Titled “Robots at the gate: Humans and technology at work”, Barclays Bank PLC released the third report of its Impact Series that explores the ways that technology is altering the nature of work, and the implications of this in the coming decades.  The Barclays’ Research team with support from the Barclays Social Innovation Facility authored the report.

“Technological acceleration has sparked both apprehension and intrigue in terms of its impact on the future of work. Much of the impact of technology in an economy depends not just on what is technically feasible, but also on how human attitudes evolve,” said Ajay Rajadhyaksha, Head of Macro Research at Barclays.

The report attempts to allay fears that technologies such as robotics and Artificial Intelligence will result in a jobless future.  It puts the technological disruption now underway into a historical perspective.  There have been other periods when technology threatened workers that did not result in the permanent displacement of workers, as was feared at the time.

In current times, the report suggests that these new technologies have “important macroeconomic consequences, such as wage disinflation”, which will likely continue for the foreseeable period to come.  It covers both the opportunities and challenges of technological change in terms of available jobs, wages and productivity.

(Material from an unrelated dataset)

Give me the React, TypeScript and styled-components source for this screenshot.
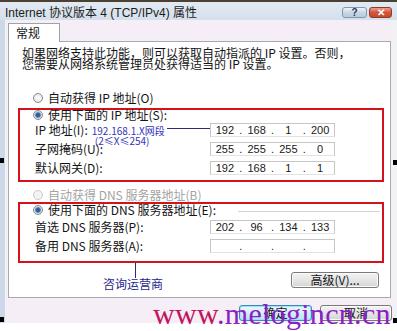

The report offered the following conclusions:

  • Soft automation which only impacts parts of a job has the greatest impact on workers initially-- that may extend for years or decades. The impact of soft automation surpasses hard automation which is the full substitution of labor with technology.
  • The benefit of automation typically lowers costs for goods and services which in turn results in greater product and services demand, yielding net job growth. Also, totally new industries may arise furthering job creation.
  • One adverse impact of technological change is the dampening of wages which has occurred since the turn of the millennium in every major economy. Break-through technologies often automate specific tasks within a job that lowers the required skill-set to do the job.  This in turn opens the pool of candidates for the job and that then acts as a drag on wage growth.

In the long term economies eventually re-calibrate and productivity growth emerges.  But in the short term, over years or decades, productivity has spurts, consumer behavior adapts and businesses find new models---all of which is not smooth, easy or transparent to those involved.